I also appreciate the fact that you say simply reuse the query provided, but I just don't see how that is possible to scale with. As the data is dynamic it is driven from a form that is completed and then submitted into the database. there could be hundreds of additions to this per day, so I am not sure that this can scale moving forward.

Any ideas on how I can achieve the outcome, with something that can better scale for these requirements?
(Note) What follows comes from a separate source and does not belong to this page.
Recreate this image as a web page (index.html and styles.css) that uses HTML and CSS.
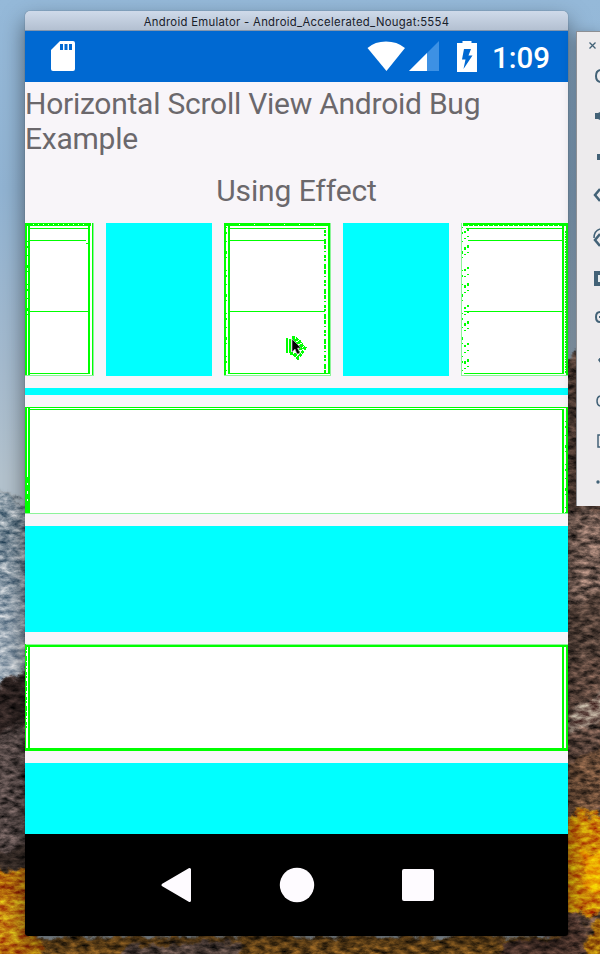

If you need read data, I can give it to you, but I am afraid i will have needed to blank some items out (which may make the data rather useless).

Cheers,

Brad

vinu512 SSCoach Points: 15729 More actions · Answer 10

Brad Marsh (3/7/2013)
Thanks Lynn I can appreciate what your saying but the reason I gave you that dummy data is because the data is confidential, I can not simply throw it up.
I also appreciate the fact that you say simply reuse the query provided, but I just don't see how that is possible to scale with. As the data is dynamic it is driven from a form that is completed and then submitted into the database. there could be hundreds of additions to this per day, so I am not sure that this can scale moving forward.
Any ideas on how I can achieve the outcome, with something that can better scale for these requirements? If you need read data, I can give it to you, but I am afraid i will have needed to blank some items out (which may make the data rather useless).
Cheers,
Brad

Even after all this info you provided about your problem....we still haven't completely understood what is it that you actually want.......to b really blunt...it is just a complete waste of time. Instead of doing this you can always utilize the time to create a sample data set that looks like your actual data.
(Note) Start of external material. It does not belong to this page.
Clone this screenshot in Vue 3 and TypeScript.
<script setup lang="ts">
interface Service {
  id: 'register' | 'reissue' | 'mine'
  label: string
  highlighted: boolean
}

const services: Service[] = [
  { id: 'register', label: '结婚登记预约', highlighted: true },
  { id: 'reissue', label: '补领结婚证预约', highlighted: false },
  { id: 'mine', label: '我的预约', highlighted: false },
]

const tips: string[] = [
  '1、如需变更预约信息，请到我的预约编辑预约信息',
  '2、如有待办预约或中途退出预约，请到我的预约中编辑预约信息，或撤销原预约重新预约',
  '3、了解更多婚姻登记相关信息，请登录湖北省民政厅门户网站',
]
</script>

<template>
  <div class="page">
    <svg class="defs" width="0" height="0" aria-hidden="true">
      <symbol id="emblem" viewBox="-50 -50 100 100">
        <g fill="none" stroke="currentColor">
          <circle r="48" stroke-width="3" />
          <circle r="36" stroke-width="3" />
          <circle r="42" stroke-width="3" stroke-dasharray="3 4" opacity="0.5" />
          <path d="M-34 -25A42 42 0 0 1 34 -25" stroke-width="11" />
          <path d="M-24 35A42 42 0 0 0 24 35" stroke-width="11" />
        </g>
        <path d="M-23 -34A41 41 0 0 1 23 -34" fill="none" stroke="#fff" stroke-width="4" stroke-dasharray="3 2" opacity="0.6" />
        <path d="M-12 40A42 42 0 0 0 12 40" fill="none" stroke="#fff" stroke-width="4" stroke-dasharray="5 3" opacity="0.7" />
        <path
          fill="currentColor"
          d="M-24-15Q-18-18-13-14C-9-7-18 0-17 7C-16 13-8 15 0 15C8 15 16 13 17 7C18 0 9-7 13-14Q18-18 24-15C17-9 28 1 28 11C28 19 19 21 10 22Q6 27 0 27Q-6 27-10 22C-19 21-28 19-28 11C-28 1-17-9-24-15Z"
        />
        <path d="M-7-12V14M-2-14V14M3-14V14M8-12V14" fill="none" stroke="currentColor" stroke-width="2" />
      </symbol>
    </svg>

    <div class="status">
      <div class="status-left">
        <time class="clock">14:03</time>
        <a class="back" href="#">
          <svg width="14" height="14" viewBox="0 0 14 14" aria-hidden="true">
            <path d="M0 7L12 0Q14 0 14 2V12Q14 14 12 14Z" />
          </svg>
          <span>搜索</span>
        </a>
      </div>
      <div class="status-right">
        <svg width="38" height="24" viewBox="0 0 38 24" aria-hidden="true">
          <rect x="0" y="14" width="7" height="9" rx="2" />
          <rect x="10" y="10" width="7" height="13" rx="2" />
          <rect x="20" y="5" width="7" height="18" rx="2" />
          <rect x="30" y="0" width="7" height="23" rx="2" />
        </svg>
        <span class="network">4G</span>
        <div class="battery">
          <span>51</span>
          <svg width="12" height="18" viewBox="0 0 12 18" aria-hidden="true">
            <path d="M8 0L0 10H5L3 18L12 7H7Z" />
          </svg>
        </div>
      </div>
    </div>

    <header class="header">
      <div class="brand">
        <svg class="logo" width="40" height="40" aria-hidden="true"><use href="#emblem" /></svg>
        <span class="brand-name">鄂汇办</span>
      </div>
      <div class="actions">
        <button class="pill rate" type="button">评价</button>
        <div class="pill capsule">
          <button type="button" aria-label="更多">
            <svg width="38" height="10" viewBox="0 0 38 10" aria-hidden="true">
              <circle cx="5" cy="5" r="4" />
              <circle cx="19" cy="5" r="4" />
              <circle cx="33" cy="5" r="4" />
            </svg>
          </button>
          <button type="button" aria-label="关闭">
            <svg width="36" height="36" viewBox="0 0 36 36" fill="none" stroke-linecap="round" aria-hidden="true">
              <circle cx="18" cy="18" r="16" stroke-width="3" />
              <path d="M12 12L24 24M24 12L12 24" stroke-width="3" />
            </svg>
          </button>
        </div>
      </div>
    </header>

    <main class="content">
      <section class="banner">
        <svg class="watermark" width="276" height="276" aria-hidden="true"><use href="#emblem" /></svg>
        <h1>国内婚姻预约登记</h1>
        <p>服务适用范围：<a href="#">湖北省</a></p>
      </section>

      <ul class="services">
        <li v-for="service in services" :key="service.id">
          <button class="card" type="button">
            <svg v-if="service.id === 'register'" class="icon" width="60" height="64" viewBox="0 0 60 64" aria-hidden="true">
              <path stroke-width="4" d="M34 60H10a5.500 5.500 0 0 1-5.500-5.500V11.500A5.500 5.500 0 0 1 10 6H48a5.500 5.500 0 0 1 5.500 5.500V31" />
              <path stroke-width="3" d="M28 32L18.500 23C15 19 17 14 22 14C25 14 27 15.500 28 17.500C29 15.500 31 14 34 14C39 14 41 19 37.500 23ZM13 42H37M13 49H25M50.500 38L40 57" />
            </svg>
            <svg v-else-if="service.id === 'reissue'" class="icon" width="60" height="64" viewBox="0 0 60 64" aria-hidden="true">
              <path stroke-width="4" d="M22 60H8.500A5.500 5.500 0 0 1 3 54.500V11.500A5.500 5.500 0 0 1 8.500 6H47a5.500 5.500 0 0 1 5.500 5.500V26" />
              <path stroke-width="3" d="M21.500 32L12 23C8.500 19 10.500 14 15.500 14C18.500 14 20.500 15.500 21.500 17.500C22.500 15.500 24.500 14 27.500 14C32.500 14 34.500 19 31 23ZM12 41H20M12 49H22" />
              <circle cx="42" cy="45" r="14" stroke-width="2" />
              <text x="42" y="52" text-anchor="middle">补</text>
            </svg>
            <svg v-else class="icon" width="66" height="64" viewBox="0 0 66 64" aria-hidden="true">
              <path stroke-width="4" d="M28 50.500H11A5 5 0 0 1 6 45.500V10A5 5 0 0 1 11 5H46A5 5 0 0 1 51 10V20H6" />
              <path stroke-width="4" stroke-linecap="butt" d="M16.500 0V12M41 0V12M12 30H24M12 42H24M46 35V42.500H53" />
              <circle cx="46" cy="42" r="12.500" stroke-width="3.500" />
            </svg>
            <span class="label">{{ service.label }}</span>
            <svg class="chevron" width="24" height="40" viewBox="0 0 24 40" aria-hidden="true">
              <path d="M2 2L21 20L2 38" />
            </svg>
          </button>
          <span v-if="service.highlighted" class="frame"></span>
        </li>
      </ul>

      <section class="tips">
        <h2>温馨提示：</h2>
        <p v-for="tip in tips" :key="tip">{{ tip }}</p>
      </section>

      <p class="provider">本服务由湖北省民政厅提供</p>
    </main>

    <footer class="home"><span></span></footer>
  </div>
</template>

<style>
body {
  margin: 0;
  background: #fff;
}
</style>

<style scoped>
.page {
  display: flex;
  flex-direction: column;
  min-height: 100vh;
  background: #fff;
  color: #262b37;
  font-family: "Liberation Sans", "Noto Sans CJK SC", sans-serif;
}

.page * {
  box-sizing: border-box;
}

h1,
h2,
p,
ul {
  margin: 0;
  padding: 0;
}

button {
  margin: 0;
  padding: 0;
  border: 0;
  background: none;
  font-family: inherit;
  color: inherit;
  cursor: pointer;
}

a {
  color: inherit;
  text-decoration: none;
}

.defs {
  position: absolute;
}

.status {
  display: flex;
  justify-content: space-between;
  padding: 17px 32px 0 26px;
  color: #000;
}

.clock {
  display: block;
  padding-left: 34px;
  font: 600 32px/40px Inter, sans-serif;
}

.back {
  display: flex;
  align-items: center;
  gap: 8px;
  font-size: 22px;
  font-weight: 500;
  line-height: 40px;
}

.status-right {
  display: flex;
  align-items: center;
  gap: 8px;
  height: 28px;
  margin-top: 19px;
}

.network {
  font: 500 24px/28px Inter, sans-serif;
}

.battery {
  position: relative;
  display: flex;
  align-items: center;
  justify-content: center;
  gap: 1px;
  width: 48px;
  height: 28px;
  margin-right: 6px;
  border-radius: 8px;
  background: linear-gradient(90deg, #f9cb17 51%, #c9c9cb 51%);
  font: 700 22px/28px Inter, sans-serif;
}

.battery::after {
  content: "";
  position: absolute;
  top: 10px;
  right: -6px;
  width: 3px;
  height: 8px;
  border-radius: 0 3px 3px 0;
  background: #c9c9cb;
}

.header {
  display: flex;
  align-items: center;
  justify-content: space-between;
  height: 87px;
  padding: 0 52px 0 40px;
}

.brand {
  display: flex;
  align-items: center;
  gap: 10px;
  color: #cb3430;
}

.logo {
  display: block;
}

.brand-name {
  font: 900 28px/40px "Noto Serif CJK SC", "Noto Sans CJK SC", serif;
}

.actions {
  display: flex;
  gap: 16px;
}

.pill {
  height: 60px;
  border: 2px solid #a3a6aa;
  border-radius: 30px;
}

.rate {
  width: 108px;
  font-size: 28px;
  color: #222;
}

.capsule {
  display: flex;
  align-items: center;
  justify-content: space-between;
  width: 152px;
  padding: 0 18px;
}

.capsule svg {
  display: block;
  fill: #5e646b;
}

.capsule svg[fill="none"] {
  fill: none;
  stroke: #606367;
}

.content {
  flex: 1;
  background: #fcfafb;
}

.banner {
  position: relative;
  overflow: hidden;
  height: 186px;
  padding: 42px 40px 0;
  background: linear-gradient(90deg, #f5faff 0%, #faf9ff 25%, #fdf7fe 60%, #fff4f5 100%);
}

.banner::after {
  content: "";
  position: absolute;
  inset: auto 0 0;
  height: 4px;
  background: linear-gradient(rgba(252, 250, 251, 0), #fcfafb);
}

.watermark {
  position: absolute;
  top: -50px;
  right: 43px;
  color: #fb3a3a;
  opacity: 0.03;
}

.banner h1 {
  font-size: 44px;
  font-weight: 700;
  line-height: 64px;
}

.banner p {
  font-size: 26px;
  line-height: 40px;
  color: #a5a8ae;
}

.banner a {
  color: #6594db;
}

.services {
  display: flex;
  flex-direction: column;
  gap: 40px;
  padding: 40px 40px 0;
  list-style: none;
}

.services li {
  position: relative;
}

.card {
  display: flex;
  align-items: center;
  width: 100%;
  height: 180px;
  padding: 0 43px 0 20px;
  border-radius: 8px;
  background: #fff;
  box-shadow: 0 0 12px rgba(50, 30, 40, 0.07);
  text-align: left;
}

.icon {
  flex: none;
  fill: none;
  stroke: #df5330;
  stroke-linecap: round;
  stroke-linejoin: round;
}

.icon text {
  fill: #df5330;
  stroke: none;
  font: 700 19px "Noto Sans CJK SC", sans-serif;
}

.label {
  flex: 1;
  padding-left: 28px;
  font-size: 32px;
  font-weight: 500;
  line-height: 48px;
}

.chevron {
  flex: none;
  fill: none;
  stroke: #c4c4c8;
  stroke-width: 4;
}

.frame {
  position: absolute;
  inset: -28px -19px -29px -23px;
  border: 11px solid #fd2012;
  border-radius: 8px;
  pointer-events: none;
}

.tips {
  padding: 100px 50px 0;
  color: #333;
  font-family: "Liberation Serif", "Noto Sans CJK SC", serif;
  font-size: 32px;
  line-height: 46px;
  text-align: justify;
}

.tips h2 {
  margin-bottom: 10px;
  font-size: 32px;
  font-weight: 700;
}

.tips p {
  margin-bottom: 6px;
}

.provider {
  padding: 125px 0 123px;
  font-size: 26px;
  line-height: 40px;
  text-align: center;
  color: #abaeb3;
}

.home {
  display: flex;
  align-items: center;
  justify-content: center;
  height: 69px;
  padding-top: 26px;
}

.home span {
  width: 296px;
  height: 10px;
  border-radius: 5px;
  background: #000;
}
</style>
Just throw in some dummy data but give us a picture of what the problem is.

Vinu Vijayan

For better and faster solutions please check..."How to post data/code on a forum to get the best help" - Jeff Moden[/url] 😉

Lynn Pettis SSC Guru Points: 442467 More actions · Answer 11

vinu512 (3/7/2013)
Brad Marsh (3/7/2013)
Thanks Lynn I can appreciate what your saying but the reason I gave you that dummy data is because the data is confidential, I can not simply throw it up.
I also appreciate the fact that you say simply reuse the query provided, but I just don't see how that is possible to scale with. As the data is dynamic it is driven from a form that is completed and then submitted into the database. there could be hundreds of additions to this per day, so I am not sure that this can scale moving forward.
Any ideas on how I can achieve the outcome, with something that can better scale for these requirements? If you need read data, I can give it to you, but I am afraid i will have needed to blank some items out (which may make the data rather useless).
Cheers,
Brad
Even after all this info you provided about your problem....we still haven't completely understood what is it that you actually want.......to b really blunt...it is just a complete waste of time. Instead of doing this you can always utilize the time to create a sample data set that looks like your actual data.
Just throw in some dummy data but give us a picture of what the problem is.

To be honest, NO ONE on this site wants you to post confidential data, NO ONE.

You are the only one who understands your problem domain, therefore it is up to you to put together a sample data set that models your problem domain without using confidential data.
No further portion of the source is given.